• Material
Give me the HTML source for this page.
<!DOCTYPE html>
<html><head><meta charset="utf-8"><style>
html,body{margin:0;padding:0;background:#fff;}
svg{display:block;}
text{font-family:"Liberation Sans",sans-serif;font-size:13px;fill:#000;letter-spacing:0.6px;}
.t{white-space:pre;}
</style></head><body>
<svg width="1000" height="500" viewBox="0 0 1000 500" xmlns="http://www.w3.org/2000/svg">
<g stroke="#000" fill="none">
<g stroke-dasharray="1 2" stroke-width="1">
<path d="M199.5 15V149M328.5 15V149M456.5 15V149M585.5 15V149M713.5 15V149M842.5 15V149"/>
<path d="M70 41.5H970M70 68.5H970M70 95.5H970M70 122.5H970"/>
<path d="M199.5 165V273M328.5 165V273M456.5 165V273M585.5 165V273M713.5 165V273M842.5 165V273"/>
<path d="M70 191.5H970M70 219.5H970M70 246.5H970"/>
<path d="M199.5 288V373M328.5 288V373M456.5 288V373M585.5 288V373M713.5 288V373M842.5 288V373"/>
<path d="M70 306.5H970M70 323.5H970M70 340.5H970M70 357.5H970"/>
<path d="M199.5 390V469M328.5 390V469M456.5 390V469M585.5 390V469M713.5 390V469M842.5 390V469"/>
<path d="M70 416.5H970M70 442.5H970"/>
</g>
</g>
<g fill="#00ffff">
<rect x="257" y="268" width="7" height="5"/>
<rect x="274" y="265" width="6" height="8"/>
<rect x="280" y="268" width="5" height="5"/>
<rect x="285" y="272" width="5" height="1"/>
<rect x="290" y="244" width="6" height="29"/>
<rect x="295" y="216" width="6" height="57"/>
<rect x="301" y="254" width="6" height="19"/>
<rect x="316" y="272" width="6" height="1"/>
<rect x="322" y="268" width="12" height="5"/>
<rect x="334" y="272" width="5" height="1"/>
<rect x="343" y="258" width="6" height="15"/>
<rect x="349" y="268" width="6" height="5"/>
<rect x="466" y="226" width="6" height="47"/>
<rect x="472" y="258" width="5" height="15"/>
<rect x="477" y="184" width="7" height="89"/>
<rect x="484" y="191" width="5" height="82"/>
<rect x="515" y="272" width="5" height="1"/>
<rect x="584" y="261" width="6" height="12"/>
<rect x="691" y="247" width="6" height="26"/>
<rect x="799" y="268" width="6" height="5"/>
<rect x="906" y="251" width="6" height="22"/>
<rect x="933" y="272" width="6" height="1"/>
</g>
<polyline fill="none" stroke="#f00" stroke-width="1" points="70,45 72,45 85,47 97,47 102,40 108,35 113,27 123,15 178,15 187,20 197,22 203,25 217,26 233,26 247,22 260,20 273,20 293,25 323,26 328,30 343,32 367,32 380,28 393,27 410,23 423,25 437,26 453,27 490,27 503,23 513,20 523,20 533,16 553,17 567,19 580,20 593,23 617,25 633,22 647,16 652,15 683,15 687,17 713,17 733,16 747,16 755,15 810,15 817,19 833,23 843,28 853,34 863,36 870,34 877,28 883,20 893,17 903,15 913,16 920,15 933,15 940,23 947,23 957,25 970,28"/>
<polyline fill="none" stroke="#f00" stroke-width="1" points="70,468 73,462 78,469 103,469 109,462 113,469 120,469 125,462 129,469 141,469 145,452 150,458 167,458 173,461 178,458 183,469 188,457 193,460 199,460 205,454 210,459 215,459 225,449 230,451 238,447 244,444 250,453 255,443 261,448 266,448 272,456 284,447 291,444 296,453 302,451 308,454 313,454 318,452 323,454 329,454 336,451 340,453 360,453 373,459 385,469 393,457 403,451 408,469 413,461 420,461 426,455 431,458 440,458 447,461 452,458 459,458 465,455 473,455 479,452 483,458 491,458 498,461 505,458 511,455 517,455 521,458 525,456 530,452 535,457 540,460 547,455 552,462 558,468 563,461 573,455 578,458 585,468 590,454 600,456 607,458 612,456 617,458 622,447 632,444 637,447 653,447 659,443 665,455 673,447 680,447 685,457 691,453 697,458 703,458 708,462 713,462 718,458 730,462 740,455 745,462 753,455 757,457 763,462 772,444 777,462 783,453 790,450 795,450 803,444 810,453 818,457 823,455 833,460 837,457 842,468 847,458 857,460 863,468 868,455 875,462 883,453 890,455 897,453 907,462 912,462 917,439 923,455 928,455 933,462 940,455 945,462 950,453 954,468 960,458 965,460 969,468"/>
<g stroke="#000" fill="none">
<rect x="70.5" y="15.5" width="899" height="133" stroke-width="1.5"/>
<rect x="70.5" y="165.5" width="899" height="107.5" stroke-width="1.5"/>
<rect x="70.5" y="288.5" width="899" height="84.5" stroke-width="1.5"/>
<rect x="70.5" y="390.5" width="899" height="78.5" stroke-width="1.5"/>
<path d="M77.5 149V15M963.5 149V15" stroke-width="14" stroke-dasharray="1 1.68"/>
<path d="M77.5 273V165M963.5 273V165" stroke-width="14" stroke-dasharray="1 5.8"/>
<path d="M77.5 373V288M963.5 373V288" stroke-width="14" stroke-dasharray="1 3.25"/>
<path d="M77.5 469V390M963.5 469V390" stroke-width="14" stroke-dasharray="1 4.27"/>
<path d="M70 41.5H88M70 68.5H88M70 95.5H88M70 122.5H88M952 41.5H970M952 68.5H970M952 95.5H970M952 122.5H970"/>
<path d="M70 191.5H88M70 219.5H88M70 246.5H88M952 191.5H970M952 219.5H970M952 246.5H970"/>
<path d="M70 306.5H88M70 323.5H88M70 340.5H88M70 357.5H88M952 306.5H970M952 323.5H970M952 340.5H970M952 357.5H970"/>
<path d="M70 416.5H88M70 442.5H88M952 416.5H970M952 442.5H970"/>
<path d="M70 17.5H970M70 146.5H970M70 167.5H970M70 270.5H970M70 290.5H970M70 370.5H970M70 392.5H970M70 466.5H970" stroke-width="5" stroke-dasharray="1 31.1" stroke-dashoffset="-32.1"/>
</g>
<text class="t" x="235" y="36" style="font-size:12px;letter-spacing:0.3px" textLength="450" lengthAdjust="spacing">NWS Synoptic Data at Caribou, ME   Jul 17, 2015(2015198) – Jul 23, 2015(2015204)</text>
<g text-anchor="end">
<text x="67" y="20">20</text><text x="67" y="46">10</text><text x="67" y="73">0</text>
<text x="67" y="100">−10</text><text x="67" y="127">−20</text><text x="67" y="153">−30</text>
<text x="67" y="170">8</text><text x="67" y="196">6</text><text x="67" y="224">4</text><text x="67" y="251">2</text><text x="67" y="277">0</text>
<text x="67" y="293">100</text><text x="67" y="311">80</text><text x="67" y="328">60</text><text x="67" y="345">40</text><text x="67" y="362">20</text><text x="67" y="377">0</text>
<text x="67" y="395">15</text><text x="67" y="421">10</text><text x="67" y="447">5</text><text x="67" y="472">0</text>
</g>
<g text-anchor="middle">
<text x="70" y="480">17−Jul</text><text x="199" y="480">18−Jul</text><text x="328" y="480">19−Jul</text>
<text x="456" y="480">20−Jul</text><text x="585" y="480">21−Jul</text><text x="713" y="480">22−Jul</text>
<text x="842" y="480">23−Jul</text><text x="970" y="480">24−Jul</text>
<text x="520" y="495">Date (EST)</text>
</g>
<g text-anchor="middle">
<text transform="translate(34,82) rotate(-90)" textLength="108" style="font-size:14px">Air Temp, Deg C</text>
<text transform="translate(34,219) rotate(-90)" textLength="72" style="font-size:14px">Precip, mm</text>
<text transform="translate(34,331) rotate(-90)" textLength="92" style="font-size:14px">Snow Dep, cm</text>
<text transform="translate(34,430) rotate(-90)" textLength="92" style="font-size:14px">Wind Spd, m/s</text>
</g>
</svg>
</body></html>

• To be done
Copy the data above in full, character for character.

• Answer to this task
Give me the HTML source for this page.
<!DOCTYPE html>
<html><head><meta charset="utf-8"><style>
html,body{margin:0;padding:0;background:#fff;}
svg{display:block;}
text{font-family:"Liberation Sans",sans-serif;font-size:13px;fill:#000;letter-spacing:0.6px;}
.t{white-space:pre;}
</style></head><body>
<svg width="1000" height="500" viewBox="0 0 1000 500" xmlns="http://www.w3.org/2000/svg">
<g stroke="#000" fill="none">
<g stroke-dasharray="1 2" stroke-width="1">
<path d="M199.5 15V149M328.5 15V149M456.5 15V149M585.5 15V149M713.5 15V149M842.5 15V149"/>
<path d="M70 41.5H970M70 68.5H970M70 95.5H970M70 122.5H970"/>
<path d="M199.5 165V273M328.5 165V273M456.5 165V273M585.5 165V273M713.5 165V273M842.5 165V273"/>
<path d="M70 191.5H970M70 219.5H970M70 246.5H970"/>
<path d="M199.5 288V373M328.5 288V373M456.5 288V373M585.5 288V373M713.5 288V373M842.5 288V373"/>
<path d="M70 306.5H970M70 323.5H970M70 340.5H970M70 357.5H970"/>
<path d="M199.5 390V469M328.5 390V469M456.5 390V469M585.5 390V469M713.5 390V469M842.5 390V469"/>
<path d="M70 416.5H970M70 442.5H970"/>
</g>
</g>
<g fill="#00ffff">
<rect x="257" y="268" width="7" height="5"/>
<rect x="274" y="265" width="6" height="8"/>
<rect x="280" y="268" width="5" height="5"/>
<rect x="285" y="272" width="5" height="1"/>
<rect x="290" y="244" width="6" height="29"/>
<rect x="295" y="216" width="6" height="57"/>
<rect x="301" y="254" width="6" height="19"/>
<rect x="316" y="272" width="6" height="1"/>
<rect x="322" y="268" width="12" height="5"/>
<rect x="334" y="272" width="5" height="1"/>
<rect x="343" y="258" width="6" height="15"/>
<rect x="349" y="268" width="6" height="5"/>
<rect x="466" y="226" width="6" height="47"/>
<rect x="472" y="258" width="5" height="15"/>
<rect x="477" y="184" width="7" height="89"/>
<rect x="484" y="191" width="5" height="82"/>
<rect x="515" y="272" width="5" height="1"/>
<rect x="584" y="261" width="6" height="12"/>
<rect x="691" y="247" width="6" height="26"/>
<rect x="799" y="268" width="6" height="5"/>
<rect x="906" y="251" width="6" height="22"/>
<rect x="933" y="272" width="6" height="1"/>
</g>
<polyline fill="none" stroke="#f00" stroke-width="1" points="70,45 72,45 85,47 97,47 102,40 108,35 113,27 123,15 178,15 187,20 197,22 203,25 217,26 233,26 247,22 260,20 273,20 293,25 323,26 328,30 343,32 367,32 380,28 393,27 410,23 423,25 437,26 453,27 490,27 503,23 513,20 523,20 533,16 553,17 567,19 580,20 593,23 617,25 633,22 647,16 652,15 683,15 687,17 713,17 733,16 747,16 755,15 810,15 817,19 833,23 843,28 853,34 863,36 870,34 877,28 883,20 893,17 903,15 913,16 920,15 933,15 940,23 947,23 957,25 970,28"/>
<polyline fill="none" stroke="#f00" stroke-width="1" points="70,468 73,462 78,469 103,469 109,462 113,469 120,469 125,462 129,469 141,469 145,452 150,458 167,458 173,461 178,458 183,469 188,457 193,460 199,460 205,454 210,459 215,459 225,449 230,451 238,447 244,444 250,453 255,443 261,448 266,448 272,456 284,447 291,444 296,453 302,451 308,454 313,454 318,452 323,454 329,454 336,451 340,453 360,453 373,459 385,469 393,457 403,451 408,469 413,461 420,461 426,455 431,458 440,458 447,461 452,458 459,458 465,455 473,455 479,452 483,458 491,458 498,461 505,458 511,455 517,455 521,458 525,456 530,452 535,457 540,460 547,455 552,462 558,468 563,461 573,455 578,458 585,468 590,454 600,456 607,458 612,456 617,458 622,447 632,444 637,447 653,447 659,443 665,455 673,447 680,447 685,457 691,453 697,458 703,458 708,462 713,462 718,458 730,462 740,455 745,462 753,455 757,457 763,462 772,444 777,462 783,453 790,450 795,450 803,444 810,453 818,457 823,455 833,460 837,457 842,468 847,458 857,460 863,468 868,455 875,462 883,453 890,455 897,453 907,462 912,462 917,439 923,455 928,455 933,462 940,455 945,462 950,453 954,468 960,458 965,460 969,468"/>
<g stroke="#000" fill="none">
<rect x="70.5" y="15.5" width="899" height="133" stroke-width="1.5"/>
<rect x="70.5" y="165.5" width="899" height="107.5" stroke-width="1.5"/>
<rect x="70.5" y="288.5" width="899" height="84.5" stroke-width="1.5"/>
<rect x="70.5" y="390.5" width="899" height="78.5" stroke-width="1.5"/>
<path d="M77.5 149V15M963.5 149V15" stroke-width="14" stroke-dasharray="1 1.68"/>
<path d="M77.5 273V165M963.5 273V165" stroke-width="14" stroke-dasharray="1 5.8"/>
<path d="M77.5 373V288M963.5 373V288" stroke-width="14" stroke-dasharray="1 3.25"/>
<path d="M77.5 469V390M963.5 469V390" stroke-width="14" stroke-dasharray="1 4.27"/>
<path d="M70 41.5H88M70 68.5H88M70 95.5H88M70 122.5H88M952 41.5H970M952 68.5H970M952 95.5H970M952 122.5H970"/>
<path d="M70 191.5H88M70 219.5H88M70 246.5H88M952 191.5H970M952 219.5H970M952 246.5H970"/>
<path d="M70 306.5H88M70 323.5H88M70 340.5H88M70 357.5H88M952 306.5H970M952 323.5H970M952 340.5H970M952 357.5H970"/>
<path d="M70 416.5H88M70 442.5H88M952 416.5H970M952 442.5H970"/>
<path d="M70 17.5H970M70 146.5H970M70 167.5H970M70 270.5H970M70 290.5H970M70 370.5H970M70 392.5H970M70 466.5H970" stroke-width="5" stroke-dasharray="1 31.1" stroke-dashoffset="-32.1"/>
</g>
<text class="t" x="235" y="36" style="font-size:12px;letter-spacing:0.3px" textLength="450" lengthAdjust="spacing">NWS Synoptic Data at Caribou, ME   Jul 17, 2015(2015198) – Jul 23, 2015(2015204)</text>
<g text-anchor="end">
<text x="67" y="20">20</text><text x="67" y="46">10</text><text x="67" y="73">0</text>
<text x="67" y="100">−10</text><text x="67" y="127">−20</text><text x="67" y="153">−30</text>
<text x="67" y="170">8</text><text x="67" y="196">6</text><text x="67" y="224">4</text><text x="67" y="251">2</text><text x="67" y="277">0</text>
<text x="67" y="293">100</text><text x="67" y="311">80</text><text x="67" y="328">60</text><text x="67" y="345">40</text><text x="67" y="362">20</text><text x="67" y="377">0</text>
<text x="67" y="395">15</text><text x="67" y="421">10</text><text x="67" y="447">5</text><text x="67" y="472">0</text>
</g>
<g text-anchor="middle">
<text x="70" y="480">17−Jul</text><text x="199" y="480">18−Jul</text><text x="328" y="480">19−Jul</text>
<text x="456" y="480">20−Jul</text><text x="585" y="480">21−Jul</text><text x="713" y="480">22−Jul</text>
<text x="842" y="480">23−Jul</text><text x="970" y="480">24−Jul</text>
<text x="520" y="495">Date (EST)</text>
</g>
<g text-anchor="middle">
<text transform="translate(34,82) rotate(-90)" textLength="108" style="font-size:14px">Air Temp, Deg C</text>
<text transform="translate(34,219) rotate(-90)" textLength="72" style="font-size:14px">Precip, mm</text>
<text transform="translate(34,331) rotate(-90)" textLength="92" style="font-size:14px">Snow Dep, cm</text>
<text transform="translate(34,430) rotate(-90)" textLength="92" style="font-size:14px">Wind Spd, m/s</text>
</g>
</svg>
</body></html>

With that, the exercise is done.